The remaining soloists are another matter. Peter Schreier’s pre-eminence as the leading German Bach singer of his generation could be proved from this recording alone. His emission is free and easy in the cruelly high tessitura of his recitatives, the words crystal clear and above all he finds an expressive shape for every phrase. His arias are all tours de force of even passage work and strike tones of jubilation guaranteed to raise the weariest spirits.

Julia Hamari sings her arias with generous tone and even legato; in view of my comments on the accompaniments it is evident that only the third can be considered a classic performance. She is ringingly authoritative in her recitatives later in the work. Her contribution to the trio is strangely peremptory but I suppose Rilling asked her to do it like this.

Arleen Auger raises frequent regrets both that she is no longer with us and that the soprano has not a very great deal to do in this particular work. But then, come her aria Nur ein Wink von seinen Händen and something rather odd happens. Largo e staccato, it says in my Urtext Bärenreiter vocal score. This is staccato all right, but some of Rilling’s allegros go slower than this largo. Auger copes gamely but surely this can’t be right.

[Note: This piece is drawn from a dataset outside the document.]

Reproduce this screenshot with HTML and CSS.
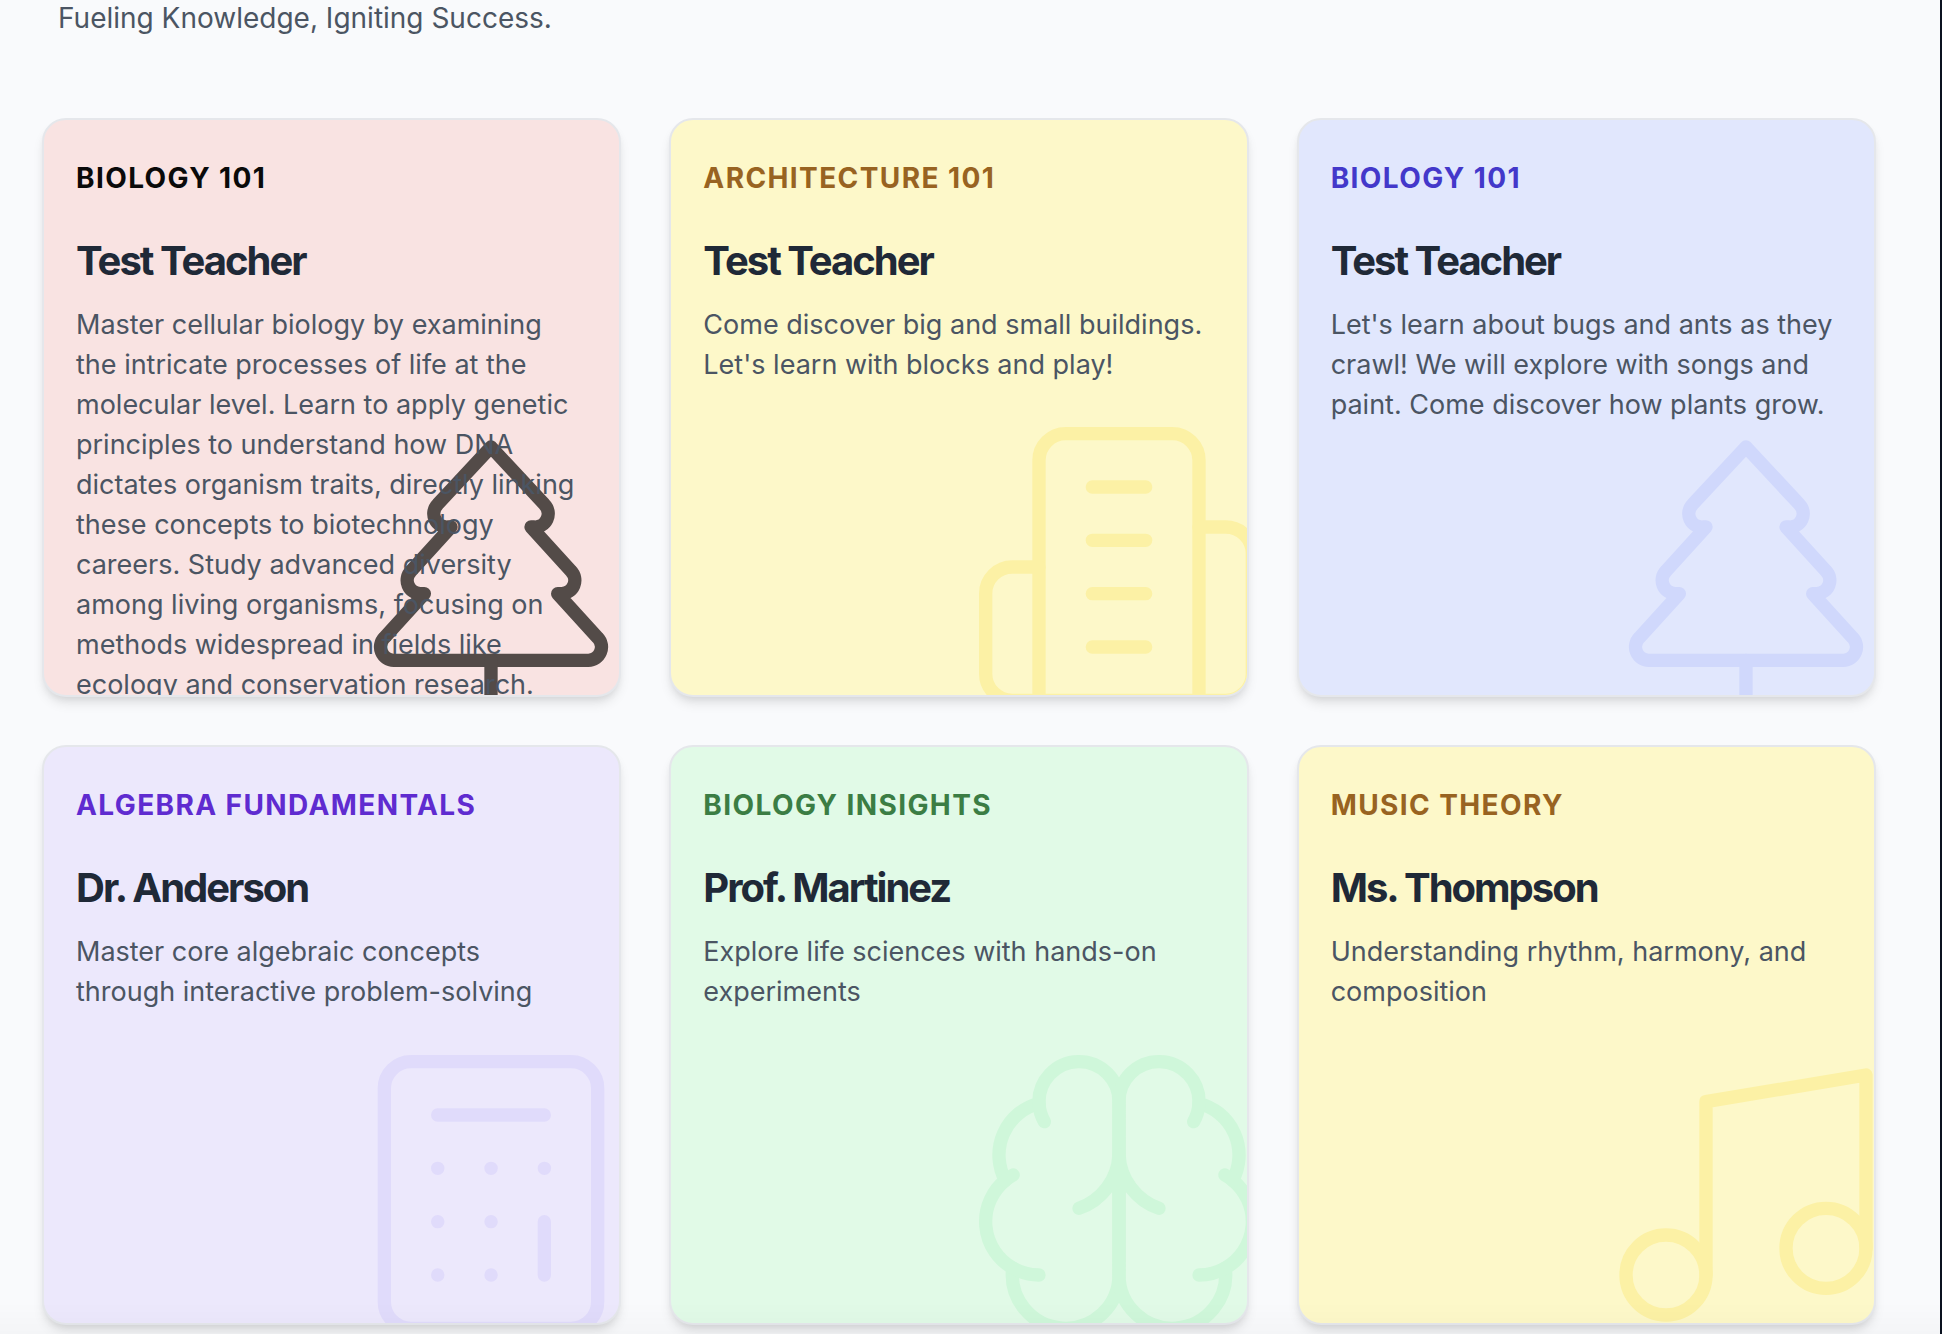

Which brings me back to where I began. The romantics who rediscovered Bach undoubtedly got a lot wrong, but they knew that this is sublime music which stands at the heart of western man’s religious and spiritual experience. Some modern practitioners have found that it is possible to lighten textures and undo the legato lines without losing sight of this fact. It is a paradox that Rilling’s exceptional knowledge and experience of Bach’s music nevertheless seems not to have cultivated in him any larger awareness of what the music is actually about. Maybe our secular age asks no more. You’ll get from him a clean, clear and vital execution, three out of four superb soloists and beautiful sound. It’s really up to you to decide if this is enough.